I bring this up not to incite dialogue about the meaningless chicken-and-egg debate, but to demonstrate how language can reject an entire group of people. It shows how language can tell women that there is no room for them to lead in the church, to be equally respected by parishioners, to be disciples, or to follow Jesus.

But the way we use language does more to a society than reinforce sexism in church. It also perpetuates homophobia, the phrase that's gay associating being queer with being lesser. It can also cause people to question their worth, fat and skinny attaching numbers and qualifiers to a person's function in society. It can also trivialize the experiences of survivors of trauma and humanitarian crises, feminazi and grammarnazi pairing zealous enforcement of equal rights or adherence to grammar norms with genocide by Nazi soldiers, respectively. It can also reward the systems and mechanisms that continue to subordinate and oppress certain groups of people. 

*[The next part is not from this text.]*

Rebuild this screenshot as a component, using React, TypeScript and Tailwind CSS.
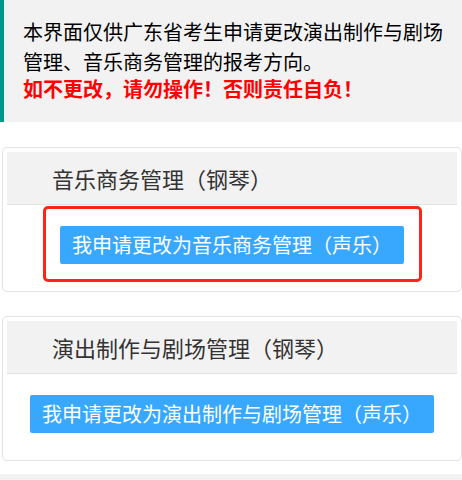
import React from "react";

interface MajorCardProps {
  title: string;
  action: string;
  highlighted?: boolean;
}

const MajorCard: React.FC<MajorCardProps> = ({ title, action, highlighted }) => {
  return (
    <div className="ml-[2px] rounded-[5px] border border-[#e2e2e2] p-[4px]">
      <div className="flex h-[53px] items-center border-b border-[#e2e2e2] bg-[#f2f2f2] pl-[45px] text-[22px] text-[#333]">
        {title}
      </div>
      <div className="flex justify-center pt-[21px] pb-[23px]">
        <div className="relative">
          <button
            type="button"
            className="h-[38px] rounded-[2px] bg-[#38a8ff] px-[12px] text-[20px] leading-[38px] text-white"
          >
            {action}
          </button>
          {highlighted && (
            <div className="pointer-events-none absolute -top-[20px] -right-[18px] -bottom-[18px] -left-[17px] rounded-[5px] border-[3px] border-[#ff2418]" />
          )}
        </div>
      </div>
    </div>
  );
};

const App: React.FC = () => {
  return (
    <div className="min-h-[480px] bg-white font-['Noto_Sans_CJK_SC',sans-serif]">
      <div className="border-l-4 border-[#009688] bg-[#f2f2f2] pt-[17px] pr-[15px] pb-[21px] pl-[19px] text-[20px] text-black">
        <p className="leading-[30px]">
          本界面仅供广东省考生申请更改演出制作与剧场管理、音乐商务管理的报考方向。
        </p>
        <p className="font-bold leading-[24px] text-[#ff0000]">
          如不更改，请勿操作！否则责任自负！
        </p>
      </div>

      <div className="mt-[25px]">
        <MajorCard
          title="音乐商务管理（钢琴）"
          action="我申请更改为音乐商务管理（声乐）"
          highlighted
        />
      </div>

      <div className="mt-[24px]">
        <MajorCard
          title="演出制作与剧场管理（钢琴）"
          action="我申请更改为演出制作与剧场管理（声乐）"
        />
      </div>

      <div className="mt-[13px] h-[20px] bg-[#f2f2f2]" />
    </div>
  );
};

export default App;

Because I love language, I also know that policing language at the societal level doesn't work and that censorship is, by nature, oppressive. I would never call for political-scale reforms that outlaw language use. But I've determined to pay attention to my language on the individual-level. I want the way I speak to reflect the passion I have for social justice, for peace, and for humanity. I want to demonstrate my respect for human beings and their experiences. I want to speak like I care.

I want a gender-neutral pronoun so that I can simultaneously feel closer to God when addressing God and to show that I know there are people who exist in a spectrum between man and woman. I want to know that there's room for me, just as there is room for all others.

It's not about being politically correct; it's about using our language to demonstrate genuine acknowledgment, acceptance, and respect for the people that our society pushes to the side and tells there is no room for you here. 

It's about using language to flip over tables and deconstruct temples.